I’ve been away in Amsterdam for a week, and my phone suddenly died: these two things have made it difficult for me to do any gardening or blogging, respectively. But during my holiday I did take some photos of the Keukenhof tulip fields, which I’ll share in another post.
Now that I’m back, what does the garden look like? Well, for the next few days only, still something of a building site:
But there’s plenty going on, even since last month.
Back garden landscaping and furniture
That previous photo was taken from one of my new sitting places, up near the compost bin. Here was my situation today, with someone to keep me company:
Elsewhere, the longer trench is still yet to collapse:
And the shorter trench is now entirely squared off to to the right width and (spirit) level:
One final bit of landscaping in the back garden: to make space for the cement van to come up the driveway, I’ve had to move the log store and water butt from the driveway. Gwenfar kindly gave me a second water butt, so I was able to keep most of the water:
And the log store will do just fine in a separate, spread-out location:
Also kindly, a neighbour has lent me their chainsaw. So when I move the log store back, I’ll be able to saw it up and stack it much more neatly.
Back garden edibles
Edible gardening is still a bit tricky: I’d have hoped to have beds in place by now to put things like the “Super Aguadulce” broad beans, into as they’re romping away but starting to suffer from lack of roots and sustenance:
The salvia, rosemary and Lavendula angustifolia “Hidcote” above are also putting on new growth (ignore last season’s dead “Hidcote” in the pot at the bottom right. That’s had its final warning now!)
The overwintered Latvian peas are starting to give more and more flowers:
Again, though, if they’d been in beds, they’d probably have been more manageable: it’s tough to even get any pea pods off them at the moment.
The “White Lisbon” spring onions are almost all up, and the “Italian Giant” parsley seedlings have had good germination (which surprised me) although the next round of broad beans have barely germinated:
To the bottom right are the mixed cosmos. They’re past the seed-leaf stage nowq, although I had one die off very early on, and another three die while we were away in Amsterdam, despite considerable watering before we left.
The “Solent Wight” garlics are bulking up, at the very rear of the garden, although the phacelia and sunflowers in front of them have yet to appear:
In the growhouse, the seedlings are happy:
I haven’t had amazing germination of lettuce (started off indoors)—Tantan (left) better than Buttercrunch—but now they’re up they’re putting on true leaves.
Back garden ornamentals
Star of the show remains the Acer palmatum var dissectum at the rear of the garden:
Now the apple tree is gone, it seems to really appreciate the exposure, light and comparative warmth there.

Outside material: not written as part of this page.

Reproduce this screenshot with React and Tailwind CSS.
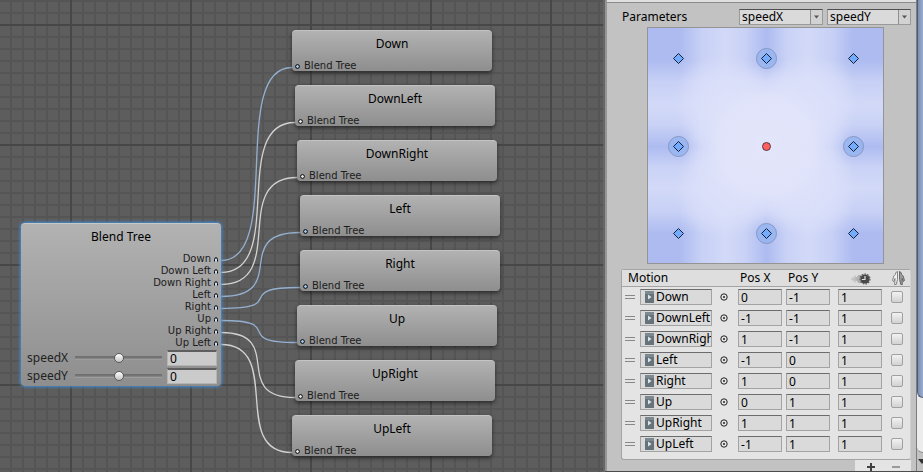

The Daphniphyllum himalaense is once again putting on its neon-green new growth:
It really needs repotting, not least because that pot keeps blowing over. I think it’s root-bound, but doesn’t mind it too much.
The primula are handing over to the pelargoniums and pulmonaria:
Unlike the new delphinium and eryngium I bought, the pulmonaria seem fine. The former two are sadly almost dead, as you can see top right!
The assortment of hardies are very happy:
(Left to right: Stipa tenuissima, Geranium (!!!), Anemone hupehensis “Hadspen Abundance”, Tiarella “Sugar and Spice”, mint, chocolate mint, and Impatiens omeiana “Pink Nerves” out from the growhouse for a spree; it’ll return at night, to avoid it getting eaten.)
Geum “Prinses Juliana” is a lovely almost blood-orange orange:
Making up for the premature death of the Lamprocapnos (eaten at the base, I think.)
The Crocosmia that were hidden by both privet and apple tree are bouncing back, as are some kind of seedlings (a maple or similar?)
And the buddleia and myosotis still bring some cheer to a corner of the mudpit:
Finally, the Welsh rose’s favourite flower, photographed along with the Welsh rose’s favourite cat:
Lavendula stoechas “Fathead”, and Felis catus “Fathead”!
As mentioned above, the log store is gone. Before (from November):
Pleasingly (well, Indie seemed interested) the Meconopsis cambrica has come back:
I do absolutely nothing with this plant, and it just self-seeds all along the north-facing wall of the house, and is a joy:
Its flowers even close in the cold or at night, which is adorable.
So far, the area I dug over round the front, and planted with phacelia, sunflower and other bee-friendly plants, is doing very little indeed:
The spring bulbs might have mostly flopped:
But white bluebells have taken their place:
I believe (from the scattered blue forms) that these are the Spanish sort. I can’t say I have the visceral reaction against them that others have!
Finally, two reliable perennials, the Centaurea montana and Choisya ternata (mumble Tropical mumble?) have started to take off:
The smell from the choisya is lovely, close up: of course, the previous owners have planted it somewhere that you can’t really get close to, where the wind blows the scent away.
But we can change this! And we are doing. Once the walls are in place, there’ll be no stopping me.